▶ _PROBLEM TO SOLVE_
Return each line holding the string "components".
[BEGIN]
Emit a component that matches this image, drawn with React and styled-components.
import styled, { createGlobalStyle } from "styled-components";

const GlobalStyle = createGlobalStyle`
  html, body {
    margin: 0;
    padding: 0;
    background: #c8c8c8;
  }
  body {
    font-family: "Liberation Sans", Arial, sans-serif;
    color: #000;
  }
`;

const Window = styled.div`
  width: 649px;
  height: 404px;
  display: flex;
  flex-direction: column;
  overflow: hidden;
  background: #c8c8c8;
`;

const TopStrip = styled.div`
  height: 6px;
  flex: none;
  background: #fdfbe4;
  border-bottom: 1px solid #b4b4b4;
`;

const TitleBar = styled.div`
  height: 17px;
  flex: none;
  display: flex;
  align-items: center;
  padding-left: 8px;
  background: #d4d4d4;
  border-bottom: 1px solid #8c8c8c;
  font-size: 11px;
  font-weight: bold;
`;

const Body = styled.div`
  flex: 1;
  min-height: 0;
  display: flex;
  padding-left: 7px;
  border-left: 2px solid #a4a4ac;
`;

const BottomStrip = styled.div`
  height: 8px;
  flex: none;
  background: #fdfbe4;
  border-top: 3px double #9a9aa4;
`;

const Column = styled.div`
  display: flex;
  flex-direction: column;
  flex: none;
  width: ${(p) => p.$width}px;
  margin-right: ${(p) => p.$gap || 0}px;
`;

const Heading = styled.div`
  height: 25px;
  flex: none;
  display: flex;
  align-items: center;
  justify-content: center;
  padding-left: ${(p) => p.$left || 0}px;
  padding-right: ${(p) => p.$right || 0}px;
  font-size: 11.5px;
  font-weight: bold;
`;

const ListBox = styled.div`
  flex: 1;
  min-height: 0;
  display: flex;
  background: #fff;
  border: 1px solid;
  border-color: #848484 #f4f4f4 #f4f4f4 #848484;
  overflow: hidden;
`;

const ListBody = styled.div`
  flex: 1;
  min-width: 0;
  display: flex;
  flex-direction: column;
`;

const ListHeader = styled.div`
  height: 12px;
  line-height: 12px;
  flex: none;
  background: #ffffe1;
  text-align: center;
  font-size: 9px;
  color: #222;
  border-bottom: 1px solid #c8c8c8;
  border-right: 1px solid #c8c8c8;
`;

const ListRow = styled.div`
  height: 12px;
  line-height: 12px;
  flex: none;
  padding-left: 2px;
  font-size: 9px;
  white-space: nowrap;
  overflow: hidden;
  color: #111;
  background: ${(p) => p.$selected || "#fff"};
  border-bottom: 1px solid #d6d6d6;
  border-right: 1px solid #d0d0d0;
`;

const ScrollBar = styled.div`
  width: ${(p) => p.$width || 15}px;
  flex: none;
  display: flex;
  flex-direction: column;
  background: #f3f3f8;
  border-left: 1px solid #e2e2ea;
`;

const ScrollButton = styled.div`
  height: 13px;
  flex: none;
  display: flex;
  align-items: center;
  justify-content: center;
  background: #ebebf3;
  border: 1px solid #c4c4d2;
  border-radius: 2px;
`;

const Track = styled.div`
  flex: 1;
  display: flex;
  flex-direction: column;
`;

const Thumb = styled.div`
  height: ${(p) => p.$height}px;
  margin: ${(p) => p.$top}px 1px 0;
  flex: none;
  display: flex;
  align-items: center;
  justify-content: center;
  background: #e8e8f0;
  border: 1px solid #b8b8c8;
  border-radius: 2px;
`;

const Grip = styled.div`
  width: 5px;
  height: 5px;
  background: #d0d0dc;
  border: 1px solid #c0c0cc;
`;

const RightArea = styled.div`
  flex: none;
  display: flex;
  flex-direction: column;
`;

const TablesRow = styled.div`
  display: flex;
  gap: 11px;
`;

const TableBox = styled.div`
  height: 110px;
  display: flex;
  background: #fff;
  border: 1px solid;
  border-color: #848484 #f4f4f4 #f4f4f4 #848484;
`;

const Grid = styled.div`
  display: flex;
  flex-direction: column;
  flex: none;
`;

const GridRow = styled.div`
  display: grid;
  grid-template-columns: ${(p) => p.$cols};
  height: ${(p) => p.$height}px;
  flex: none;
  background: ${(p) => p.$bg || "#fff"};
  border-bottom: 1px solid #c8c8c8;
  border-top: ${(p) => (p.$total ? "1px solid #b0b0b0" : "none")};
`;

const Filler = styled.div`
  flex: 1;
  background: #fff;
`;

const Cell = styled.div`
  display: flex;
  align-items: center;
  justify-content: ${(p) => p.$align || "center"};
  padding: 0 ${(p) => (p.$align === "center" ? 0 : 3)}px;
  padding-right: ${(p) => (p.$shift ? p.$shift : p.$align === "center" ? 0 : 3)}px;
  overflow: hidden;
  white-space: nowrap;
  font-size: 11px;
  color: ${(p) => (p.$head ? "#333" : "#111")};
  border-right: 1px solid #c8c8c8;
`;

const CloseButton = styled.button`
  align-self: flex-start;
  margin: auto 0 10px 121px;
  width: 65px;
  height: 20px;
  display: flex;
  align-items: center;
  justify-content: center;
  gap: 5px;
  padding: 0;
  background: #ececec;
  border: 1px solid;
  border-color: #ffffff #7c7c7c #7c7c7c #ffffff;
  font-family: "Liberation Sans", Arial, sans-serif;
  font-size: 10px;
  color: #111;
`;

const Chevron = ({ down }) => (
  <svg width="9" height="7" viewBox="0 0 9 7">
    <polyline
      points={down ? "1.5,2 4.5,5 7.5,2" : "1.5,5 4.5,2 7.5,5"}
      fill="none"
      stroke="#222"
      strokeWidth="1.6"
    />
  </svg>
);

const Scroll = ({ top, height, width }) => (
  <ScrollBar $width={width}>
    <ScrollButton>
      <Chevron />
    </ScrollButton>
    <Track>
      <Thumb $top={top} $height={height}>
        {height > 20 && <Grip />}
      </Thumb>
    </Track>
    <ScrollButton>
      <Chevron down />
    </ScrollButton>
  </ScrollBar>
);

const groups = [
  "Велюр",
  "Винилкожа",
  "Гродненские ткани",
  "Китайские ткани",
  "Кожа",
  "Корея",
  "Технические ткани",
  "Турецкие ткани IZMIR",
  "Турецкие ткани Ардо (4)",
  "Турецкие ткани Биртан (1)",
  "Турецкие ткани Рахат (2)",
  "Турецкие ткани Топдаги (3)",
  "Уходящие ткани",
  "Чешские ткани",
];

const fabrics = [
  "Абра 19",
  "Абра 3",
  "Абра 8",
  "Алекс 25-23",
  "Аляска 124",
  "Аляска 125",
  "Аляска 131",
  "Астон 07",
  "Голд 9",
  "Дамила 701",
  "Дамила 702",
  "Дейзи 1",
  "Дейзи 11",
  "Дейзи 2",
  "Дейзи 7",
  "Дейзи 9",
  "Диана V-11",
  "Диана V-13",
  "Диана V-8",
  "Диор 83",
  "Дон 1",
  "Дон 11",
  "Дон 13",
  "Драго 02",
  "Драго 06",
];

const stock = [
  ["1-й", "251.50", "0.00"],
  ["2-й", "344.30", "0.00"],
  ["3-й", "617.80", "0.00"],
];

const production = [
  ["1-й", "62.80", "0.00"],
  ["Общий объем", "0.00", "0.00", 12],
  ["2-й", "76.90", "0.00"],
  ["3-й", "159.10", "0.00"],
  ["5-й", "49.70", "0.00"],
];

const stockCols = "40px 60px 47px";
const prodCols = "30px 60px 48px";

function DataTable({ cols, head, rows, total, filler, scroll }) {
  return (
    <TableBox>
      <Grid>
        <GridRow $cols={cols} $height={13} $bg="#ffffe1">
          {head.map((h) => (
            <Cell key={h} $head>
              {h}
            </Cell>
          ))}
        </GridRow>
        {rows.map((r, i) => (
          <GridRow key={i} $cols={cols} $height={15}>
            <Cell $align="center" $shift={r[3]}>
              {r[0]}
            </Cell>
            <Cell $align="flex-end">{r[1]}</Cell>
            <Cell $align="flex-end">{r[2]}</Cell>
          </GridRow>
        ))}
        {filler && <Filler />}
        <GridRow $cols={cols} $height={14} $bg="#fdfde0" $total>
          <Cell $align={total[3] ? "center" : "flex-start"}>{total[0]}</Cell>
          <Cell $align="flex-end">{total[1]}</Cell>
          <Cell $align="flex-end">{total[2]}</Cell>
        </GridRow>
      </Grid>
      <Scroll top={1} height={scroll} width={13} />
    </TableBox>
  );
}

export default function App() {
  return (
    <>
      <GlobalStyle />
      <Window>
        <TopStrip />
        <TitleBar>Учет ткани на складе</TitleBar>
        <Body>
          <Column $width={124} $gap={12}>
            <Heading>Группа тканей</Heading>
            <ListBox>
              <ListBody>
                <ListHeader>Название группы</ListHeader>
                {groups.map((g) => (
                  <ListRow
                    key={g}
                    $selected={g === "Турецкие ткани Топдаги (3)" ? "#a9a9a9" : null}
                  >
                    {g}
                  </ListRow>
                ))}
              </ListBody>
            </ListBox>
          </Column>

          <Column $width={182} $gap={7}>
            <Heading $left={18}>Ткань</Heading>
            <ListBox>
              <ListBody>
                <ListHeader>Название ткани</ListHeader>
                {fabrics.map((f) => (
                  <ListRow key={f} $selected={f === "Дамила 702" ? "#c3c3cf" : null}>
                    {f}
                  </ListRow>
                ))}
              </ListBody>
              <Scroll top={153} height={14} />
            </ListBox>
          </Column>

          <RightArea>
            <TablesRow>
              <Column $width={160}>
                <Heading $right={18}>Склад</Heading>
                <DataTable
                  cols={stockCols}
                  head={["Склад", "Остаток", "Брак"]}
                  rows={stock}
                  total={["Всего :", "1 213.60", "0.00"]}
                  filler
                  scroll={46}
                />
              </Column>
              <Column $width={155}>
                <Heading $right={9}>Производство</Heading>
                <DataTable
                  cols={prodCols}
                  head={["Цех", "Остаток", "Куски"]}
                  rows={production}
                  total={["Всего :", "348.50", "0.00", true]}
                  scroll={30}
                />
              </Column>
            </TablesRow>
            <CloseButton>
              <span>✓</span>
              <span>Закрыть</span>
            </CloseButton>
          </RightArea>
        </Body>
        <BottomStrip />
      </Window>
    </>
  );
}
[END]
▶ _RESULT_
Emit a component that matches this image, drawn with React and styled-components.
import styled, { createGlobalStyle } from "styled-components";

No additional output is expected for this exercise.